[Begin DATA PROVIDED]

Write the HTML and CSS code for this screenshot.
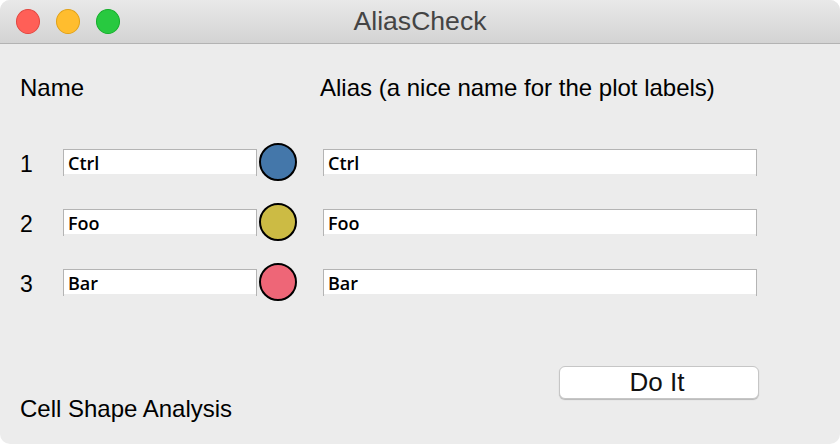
FILE: index.html
```html
<!DOCTYPE html>
<html lang="en">
<head>
<meta charset="utf-8">
<title>AliasCheck</title>
<link rel="stylesheet" href="styles.css">
</head>
<body>
<div class="window">
  <header class="titlebar">
    <div class="lights">
      <span class="light red"></span>
      <span class="light yellow"></span>
      <span class="light green"></span>
    </div>
    <div class="title">AliasCheck</div>
    <div></div>
  </header>
  <main class="content">
    <div class="head">
      <div class="head-name">Name</div>
      <div class="head-alias">Alias (a nice name for the plot labels)</div>
    </div>
    <div class="rows">
      <div class="row">
        <div class="num">1</div>
        <input class="field name" type="text" value="Ctrl">
        <div class="dot blue"></div>
        <input class="field alias" type="text" value="Ctrl">
      </div>
      <div class="row">
        <div class="num">2</div>
        <input class="field name" type="text" value="Foo">
        <div class="dot olive"></div>
        <input class="field alias" type="text" value="Foo">
      </div>
      <div class="row">
        <div class="num">3</div>
        <input class="field name" type="text" value="Bar">
        <div class="dot rose"></div>
        <input class="field alias" type="text" value="Bar">
      </div>
    </div>
    <div class="footer">
      <div class="caption">Cell Shape Analysis</div>
      <button class="btn" type="button">Do It</button>
    </div>
  </main>
</div>
</body>
</html>
```
FILE: styles.css
```css
html {
  background: #ffffff;
}
body {
  margin: 0;
  font-family: "Liberation Sans", Arial, sans-serif;
}
.window {
  width: 840px;
  height: 444px;
  background: #ececec;
  border-radius: 10px;
  overflow: hidden;
  display: flex;
  flex-direction: column;
}
.titlebar {
  height: 43px;
  border-bottom: 1px solid #b3b3b3;
  background: linear-gradient(#e9e9e9, #d3d3d3);
  display: grid;
  grid-template-columns: 1fr auto 1fr;
  align-items: center;
}
.lights {
  display: flex;
  gap: 16px;
  padding-left: 16px;
}
.light {
  width: 24px;
  height: 25px;
  border-radius: 50%;
  box-sizing: border-box;
}
.red { background: #ff5f57; border: 1px solid #e2463f; }
.yellow { background: #ffbd2e; border: 1px solid #e1a116; }
.green { background: #28c940; border: 1px solid #14ae2a; }
.title {
  font-size: 26.6px;
  line-height: 43px;
  color: #444;
}
.content {
  padding: 30px 81px 0 20px;
  display: flex;
  flex-direction: column;
}
.head {
  display: flex;
  font-size: 24px;
  line-height: 28px;
  color: #000;
}
.head-name {
  width: 300px;
}
.rows {
  margin-top: 41px;
  display: flex;
  flex-direction: column;
  gap: 22px;
}
.row {
  display: flex;
  align-items: flex-start;
  height: 38px;
}
.num {
  width: 43px;
  font-size: 23px;
  line-height: 32px;
  margin-top: 5px;
}
.field {
  box-sizing: border-box;
  height: 27px;
  margin: 6px 0 0 0;
  padding: 0 4px;
  border: 1px solid #b4b4b4;
  border-bottom: 0;
  background: linear-gradient(#ffffff calc(100% - 2px), #ececec 0);
  font-family: "Open Sans", "DejaVu Sans", sans-serif;
  font-weight: 600;
  font-size: 18px;
  color: #000;
  outline: none;
}
.field.name {
  width: 194px;
}
.field.alias {
  width: 434px;
  margin-left: 26px;
}
.dot {
  width: 38px;
  height: 38px;
  margin-left: 2px;
  border: 2px solid #000;
  border-radius: 50%;
  box-sizing: border-box;
}
.blue { background: #4477aa; }
.olive { background: #ccbb44; }
.rose { background: #ee6677; }
.footer {
  margin-top: 65px;
  display: flex;
  justify-content: space-between;
  align-items: flex-start;
}
.caption {
  margin-top: 29px;
  font-size: 24px;
  line-height: 28px;
}
.btn {
  width: 200px;
  height: 33px;
  padding: 0 4px 0 0;
  background: #ffffff;
  border: 1px solid #c6c6c6;
  border-radius: 6px;
  box-shadow: 0 1px 1px rgba(0, 0, 0, 0.22);
  font-family: "Liberation Sans", Arial, sans-serif;
  font-size: 26px;
  color: #111;
}
```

[End DATA PROVIDED]

◆ **TASK PROMPT**: Set every line down exactly as written, leaving each picture out.

◆ **OUTPUT FOR THIS TASK**:
Write the HTML and CSS code for this screenshot.
FILE: index.html
```html
<!DOCTYPE html>
<html lang="en">
<head>
<meta charset="utf-8">
<title>AliasCheck</title>
<link rel="stylesheet" href="styles.css">
</head>
<body>
<div class="window">
  <header class="titlebar">
    <div class="lights">
      <span class="light red"></span>
      <span class="light yellow"></span>
      <span class="light green"></span>
    </div>
    <div class="title">AliasCheck</div>
    <div></div>
  </header>
  <main class="content">
    <div class="head">
      <div class="head-name">Name</div>
      <div class="head-alias">Alias (a nice name for the plot labels)</div>
    </div>
    <div class="rows">
      <div class="row">
        <div class="num">1</div>
        <input class="field name" type="text" value="Ctrl">
        <div class="dot blue"></div>
        <input class="field alias" type="text" value="Ctrl">
      </div>
      <div class="row">
        <div class="num">2</div>
        <input class="field name" type="text" value="Foo">
        <div class="dot olive"></div>
        <input class="field alias" type="text" value="Foo">
      </div>
      <div class="row">
        <div class="num">3</div>
        <input class="field name" type="text" value="Bar">
        <div class="dot rose"></div>
        <input class="field alias" type="text" value="Bar">
      </div>
    </div>
    <div class="footer">
      <div class="caption">Cell Shape Analysis</div>
      <button class="btn" type="button">Do It</button>
    </div>
  </main>
</div>
</body>
</html>
```
FILE: styles.css
```css
html {
  background: #ffffff;
}
body {
  margin: 0;
  font-family: "Liberation Sans", Arial, sans-serif;
}
.window {
  width: 840px;
  height: 444px;
  background: #ececec;
  border-radius: 10px;
  overflow: hidden;
  display: flex;
  flex-direction: column;
}
.titlebar {
  height: 43px;
  border-bottom: 1px solid #b3b3b3;
  background: linear-gradient(#e9e9e9, #d3d3d3);
  display: grid;
  grid-template-columns: 1fr auto 1fr;
  align-items: center;
}
.lights {
  display: flex;
  gap: 16px;
  padding-left: 16px;
}
.light {
  width: 24px;
  height: 25px;
  border-radius: 50%;
  box-sizing: border-box;
}
.red { background: #ff5f57; border: 1px solid #e2463f; }
.yellow { background: #ffbd2e; border: 1px solid #e1a116; }
.green { background: #28c940; border: 1px solid #14ae2a; }
.title {
  font-size: 26.6px;
  line-height: 43px;
  color: #444;
}
.content {
  padding: 30px 81px 0 20px;
  display: flex;
  flex-direction: column;
}
.head {
  display: flex;
  font-size: 24px;
  line-height: 28px;
  color: #000;
}
.head-name {
  width: 300px;
}
.rows {
  margin-top: 41px;
  display: flex;
  flex-direction: column;
  gap: 22px;
}
.row {
  display: flex;
  align-items: flex-start;
  height: 38px;
}
.num {
  width: 43px;
  font-size: 23px;
  line-height: 32px;
  margin-top: 5px;
}
.field {
  box-sizing: border-box;
  height: 27px;
  margin: 6px 0 0 0;
  padding: 0 4px;
  border: 1px solid #b4b4b4;
  border-bottom: 0;
  background: linear-gradient(#ffffff calc(100% - 2px), #ececec 0);
  font-family: "Open Sans", "DejaVu Sans", sans-serif;
  font-weight: 600;
  font-size: 18px;
  color: #000;
  outline: none;
}
.field.name {
  width: 194px;
}
.field.alias {
  width: 434px;
  margin-left: 26px;
}
.dot {
  width: 38px;
  height: 38px;
  margin-left: 2px;
  border: 2px solid #000;
  border-radius: 50%;
  box-sizing: border-box;
}
.blue { background: #4477aa; }
.olive { background: #ccbb44; }
.rose { background: #ee6677; }
.footer {
  margin-top: 65px;
  display: flex;
  justify-content: space-between;
  align-items: flex-start;
}
.caption {
  margin-top: 29px;
  font-size: 24px;
  line-height: 28px;
}
.btn {
  width: 200px;
  height: 33px;
  padding: 0 4px 0 0;
  background: #ffffff;
  border: 1px solid #c6c6c6;
  border-radius: 6px;
  box-shadow: 0 1px 1px rgba(0, 0, 0, 0.22);
  font-family: "Liberation Sans", Arial, sans-serif;
  font-size: 26px;
  color: #111;
}
```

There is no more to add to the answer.